■ REQUIREMENT
Repeat the whole listing exactly.

* BEGIN DATASET RECORDS *

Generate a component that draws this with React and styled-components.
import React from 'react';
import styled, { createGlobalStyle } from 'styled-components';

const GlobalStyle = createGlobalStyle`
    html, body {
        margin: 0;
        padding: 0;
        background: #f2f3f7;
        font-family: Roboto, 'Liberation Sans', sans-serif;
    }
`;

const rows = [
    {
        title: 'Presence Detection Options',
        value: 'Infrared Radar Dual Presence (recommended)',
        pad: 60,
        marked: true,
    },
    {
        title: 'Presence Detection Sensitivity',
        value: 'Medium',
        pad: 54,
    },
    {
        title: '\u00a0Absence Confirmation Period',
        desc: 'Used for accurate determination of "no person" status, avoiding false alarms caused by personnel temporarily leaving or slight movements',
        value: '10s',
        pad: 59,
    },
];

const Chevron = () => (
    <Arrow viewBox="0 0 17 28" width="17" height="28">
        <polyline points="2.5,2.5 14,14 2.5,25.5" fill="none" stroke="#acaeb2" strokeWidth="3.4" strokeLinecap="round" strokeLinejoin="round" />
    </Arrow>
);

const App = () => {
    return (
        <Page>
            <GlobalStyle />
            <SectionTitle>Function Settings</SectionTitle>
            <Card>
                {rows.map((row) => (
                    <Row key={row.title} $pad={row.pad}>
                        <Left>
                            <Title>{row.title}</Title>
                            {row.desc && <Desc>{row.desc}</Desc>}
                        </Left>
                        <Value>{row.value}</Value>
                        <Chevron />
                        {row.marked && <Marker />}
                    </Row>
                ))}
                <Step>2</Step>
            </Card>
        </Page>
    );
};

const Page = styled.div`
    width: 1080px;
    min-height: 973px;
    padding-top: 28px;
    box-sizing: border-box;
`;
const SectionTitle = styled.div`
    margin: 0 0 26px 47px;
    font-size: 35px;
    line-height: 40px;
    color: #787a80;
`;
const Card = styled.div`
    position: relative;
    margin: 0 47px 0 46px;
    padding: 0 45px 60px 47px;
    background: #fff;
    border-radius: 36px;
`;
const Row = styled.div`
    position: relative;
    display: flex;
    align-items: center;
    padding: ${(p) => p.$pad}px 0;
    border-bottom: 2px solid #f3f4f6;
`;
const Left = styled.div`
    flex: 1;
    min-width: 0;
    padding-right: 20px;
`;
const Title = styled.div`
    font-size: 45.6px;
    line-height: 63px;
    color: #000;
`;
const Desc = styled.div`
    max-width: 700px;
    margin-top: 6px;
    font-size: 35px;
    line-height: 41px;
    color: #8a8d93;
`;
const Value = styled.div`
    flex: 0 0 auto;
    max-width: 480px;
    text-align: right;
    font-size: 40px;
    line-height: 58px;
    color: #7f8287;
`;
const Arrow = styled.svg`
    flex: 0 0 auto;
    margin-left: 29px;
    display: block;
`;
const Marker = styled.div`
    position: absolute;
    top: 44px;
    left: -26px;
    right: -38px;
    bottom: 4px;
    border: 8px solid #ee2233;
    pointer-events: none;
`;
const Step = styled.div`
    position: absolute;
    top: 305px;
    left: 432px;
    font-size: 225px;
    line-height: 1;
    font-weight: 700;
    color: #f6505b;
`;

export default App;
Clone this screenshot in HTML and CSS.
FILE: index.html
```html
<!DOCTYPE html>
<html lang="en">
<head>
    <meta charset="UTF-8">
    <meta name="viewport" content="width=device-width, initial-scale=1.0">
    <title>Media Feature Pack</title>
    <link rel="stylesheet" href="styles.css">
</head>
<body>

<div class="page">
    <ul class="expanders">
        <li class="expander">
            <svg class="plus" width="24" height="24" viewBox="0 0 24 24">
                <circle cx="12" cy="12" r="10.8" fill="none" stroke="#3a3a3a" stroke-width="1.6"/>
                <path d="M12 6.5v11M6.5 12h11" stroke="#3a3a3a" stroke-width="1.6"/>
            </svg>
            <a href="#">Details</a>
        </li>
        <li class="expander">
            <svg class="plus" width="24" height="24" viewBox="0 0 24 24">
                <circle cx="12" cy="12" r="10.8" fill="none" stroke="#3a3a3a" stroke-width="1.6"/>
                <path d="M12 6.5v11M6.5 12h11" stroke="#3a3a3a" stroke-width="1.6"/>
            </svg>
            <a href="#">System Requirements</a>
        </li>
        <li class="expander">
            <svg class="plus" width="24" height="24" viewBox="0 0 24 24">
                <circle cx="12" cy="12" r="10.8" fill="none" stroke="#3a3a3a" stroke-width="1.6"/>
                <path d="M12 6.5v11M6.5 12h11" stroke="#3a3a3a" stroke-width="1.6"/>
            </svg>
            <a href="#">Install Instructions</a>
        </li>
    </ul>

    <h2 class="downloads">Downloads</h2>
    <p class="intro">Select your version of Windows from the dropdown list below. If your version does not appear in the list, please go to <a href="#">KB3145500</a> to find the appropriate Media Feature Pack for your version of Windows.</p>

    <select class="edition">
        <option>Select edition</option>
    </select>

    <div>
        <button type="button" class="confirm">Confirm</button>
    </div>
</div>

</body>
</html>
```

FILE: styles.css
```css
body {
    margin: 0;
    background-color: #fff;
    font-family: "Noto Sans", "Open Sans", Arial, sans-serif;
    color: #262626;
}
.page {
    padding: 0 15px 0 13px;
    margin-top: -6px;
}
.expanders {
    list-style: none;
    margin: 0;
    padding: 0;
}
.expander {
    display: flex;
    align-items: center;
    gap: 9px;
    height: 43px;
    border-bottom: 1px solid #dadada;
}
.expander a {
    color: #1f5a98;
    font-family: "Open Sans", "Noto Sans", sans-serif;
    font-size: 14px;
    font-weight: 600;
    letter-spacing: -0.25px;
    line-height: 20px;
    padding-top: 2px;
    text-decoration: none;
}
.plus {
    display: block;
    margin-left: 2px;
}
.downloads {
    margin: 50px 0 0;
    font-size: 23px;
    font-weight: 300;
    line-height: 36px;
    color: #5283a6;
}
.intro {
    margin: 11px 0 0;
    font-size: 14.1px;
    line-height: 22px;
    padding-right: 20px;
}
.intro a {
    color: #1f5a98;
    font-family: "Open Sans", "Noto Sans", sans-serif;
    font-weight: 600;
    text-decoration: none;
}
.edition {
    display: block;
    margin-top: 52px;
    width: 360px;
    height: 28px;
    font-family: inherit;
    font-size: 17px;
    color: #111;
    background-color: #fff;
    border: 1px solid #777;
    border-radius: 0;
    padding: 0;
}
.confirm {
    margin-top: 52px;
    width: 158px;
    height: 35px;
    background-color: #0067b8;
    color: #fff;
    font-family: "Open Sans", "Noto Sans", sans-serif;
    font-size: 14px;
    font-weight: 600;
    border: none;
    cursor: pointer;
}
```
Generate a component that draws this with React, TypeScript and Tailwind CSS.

* END DATASET RECORDS *

■ THE REPLY
Generate a component that draws this with React and styled-components.
import React from 'react';
import styled, { createGlobalStyle } from 'styled-components';

const GlobalStyle = createGlobalStyle`
    html, body {
        margin: 0;
        padding: 0;
        background: #f2f3f7;
        font-family: Roboto, 'Liberation Sans', sans-serif;
    }
`;

const rows = [
    {
        title: 'Presence Detection Options',
        value: 'Infrared Radar Dual Presence (recommended)',
        pad: 60,
        marked: true,
    },
    {
        title: 'Presence Detection Sensitivity',
        value: 'Medium',
        pad: 54,
    },
    {
        title: '\u00a0Absence Confirmation Period',
        desc: 'Used for accurate determination of "no person" status, avoiding false alarms caused by personnel temporarily leaving or slight movements',
        value: '10s',
        pad: 59,
    },
];

const Chevron = () => (
    <Arrow viewBox="0 0 17 28" width="17" height="28">
        <polyline points="2.5,2.5 14,14 2.5,25.5" fill="none" stroke="#acaeb2" strokeWidth="3.4" strokeLinecap="round" strokeLinejoin="round" />
    </Arrow>
);

const App = () => {
    return (
        <Page>
            <GlobalStyle />
            <SectionTitle>Function Settings</SectionTitle>
            <Card>
                {rows.map((row) => (
                    <Row key={row.title} $pad={row.pad}>
                        <Left>
                            <Title>{row.title}</Title>
                            {row.desc && <Desc>{row.desc}</Desc>}
                        </Left>
                        <Value>{row.value}</Value>
                        <Chevron />
                        {row.marked && <Marker />}
                    </Row>
                ))}
                <Step>2</Step>
            </Card>
        </Page>
    );
};

const Page = styled.div`
    width: 1080px;
    min-height: 973px;
    padding-top: 28px;
    box-sizing: border-box;
`;
const SectionTitle = styled.div`
    margin: 0 0 26px 47px;
    font-size: 35px;
    line-height: 40px;
    color: #787a80;
`;
const Card = styled.div`
    position: relative;
    margin: 0 47px 0 46px;
    padding: 0 45px 60px 47px;
    background: #fff;
    border-radius: 36px;
`;
const Row = styled.div`
    position: relative;
    display: flex;
    align-items: center;
    padding: ${(p) => p.$pad}px 0;
    border-bottom: 2px solid #f3f4f6;
`;
const Left = styled.div`
    flex: 1;
    min-width: 0;
    padding-right: 20px;
`;
const Title = styled.div`
    font-size: 45.6px;
    line-height: 63px;
    color: #000;
`;
const Desc = styled.div`
    max-width: 700px;
    margin-top: 6px;
    font-size: 35px;
    line-height: 41px;
    color: #8a8d93;
`;
const Value = styled.div`
    flex: 0 0 auto;
    max-width: 480px;
    text-align: right;
    font-size: 40px;
    line-height: 58px;
    color: #7f8287;
`;
const Arrow = styled.svg`
    flex: 0 0 auto;
    margin-left: 29px;
    display: block;
`;
const Marker = styled.div`
    position: absolute;
    top: 44px;
    left: -26px;
    right: -38px;
    bottom: 4px;
    border: 8px solid #ee2233;
    pointer-events: none;
`;
const Step = styled.div`
    position: absolute;
    top: 305px;
    left: 432px;
    font-size: 225px;
    line-height: 1;
    font-weight: 700;
    color: #f6505b;
`;

export default App;
Clone this screenshot in HTML and CSS.
FILE: index.html
```html
<!DOCTYPE html>
<html lang="en">
<head>
    <meta charset="UTF-8">
    <meta name="viewport" content="width=device-width, initial-scale=1.0">
    <title>Media Feature Pack</title>
    <link rel="stylesheet" href="styles.css">
</head>
<body>

<div class="page">
    <ul class="expanders">
        <li class="expander">
            <svg class="plus" width="24" height="24" viewBox="0 0 24 24">
                <circle cx="12" cy="12" r="10.8" fill="none" stroke="#3a3a3a" stroke-width="1.6"/>
                <path d="M12 6.5v11M6.5 12h11" stroke="#3a3a3a" stroke-width="1.6"/>
            </svg>
            <a href="#">Details</a>
        </li>
        <li class="expander">
            <svg class="plus" width="24" height="24" viewBox="0 0 24 24">
                <circle cx="12" cy="12" r="10.8" fill="none" stroke="#3a3a3a" stroke-width="1.6"/>
                <path d="M12 6.5v11M6.5 12h11" stroke="#3a3a3a" stroke-width="1.6"/>
            </svg>
            <a href="#">System Requirements</a>
        </li>
        <li class="expander">
            <svg class="plus" width="24" height="24" viewBox="0 0 24 24">
                <circle cx="12" cy="12" r="10.8" fill="none" stroke="#3a3a3a" stroke-width="1.6"/>
                <path d="M12 6.5v11M6.5 12h11" stroke="#3a3a3a" stroke-width="1.6"/>
            </svg>
            <a href="#">Install Instructions</a>
        </li>
    </ul>

    <h2 class="downloads">Downloads</h2>
    <p class="intro">Select your version of Windows from the dropdown list below. If your version does not appear in the list, please go to <a href="#">KB3145500</a> to find the appropriate Media Feature Pack for your version of Windows.</p>

    <select class="edition">
        <option>Select edition</option>
    </select>

    <div>
        <button type="button" class="confirm">Confirm</button>
    </div>
</div>

</body>
</html>
```

FILE: styles.css
```css
body {
    margin: 0;
    background-color: #fff;
    font-family: "Noto Sans", "Open Sans", Arial, sans-serif;
    color: #262626;
}
.page {
    padding: 0 15px 0 13px;
    margin-top: -6px;
}
.expanders {
    list-style: none;
    margin: 0;
    padding: 0;
}
.expander {
    display: flex;
    align-items: center;
    gap: 9px;
    height: 43px;
    border-bottom: 1px solid #dadada;
}
.expander a {
    color: #1f5a98;
    font-family: "Open Sans", "Noto Sans", sans-serif;
    font-size: 14px;
    font-weight: 600;
    letter-spacing: -0.25px;
    line-height: 20px;
    padding-top: 2px;
    text-decoration: none;
}
.plus {
    display: block;
    margin-left: 2px;
}
.downloads {
    margin: 50px 0 0;
    font-size: 23px;
    font-weight: 300;
    line-height: 36px;
    color: #5283a6;
}
.intro {
    margin: 11px 0 0;
    font-size: 14.1px;
    line-height: 22px;
    padding-right: 20px;
}
.intro a {
    color: #1f5a98;
    font-family: "Open Sans", "Noto Sans", sans-serif;
    font-weight: 600;
    text-decoration: none;
}
.edition {
    display: block;
    margin-top: 52px;
    width: 360px;
    height: 28px;
    font-family: inherit;
    font-size: 17px;
    color: #111;
    background-color: #fff;
    border: 1px solid #777;
    border-radius: 0;
    padding: 0;
}
.confirm {
    margin-top: 52px;
    width: 158px;
    height: 35px;
    background-color: #0067b8;
    color: #fff;
    font-family: "Open Sans", "Noto Sans", sans-serif;
    font-size: 14px;
    font-weight: 600;
    border: none;
    cursor: pointer;
}
```
Generate a component that draws this with React, TypeScript and Tailwind CSS.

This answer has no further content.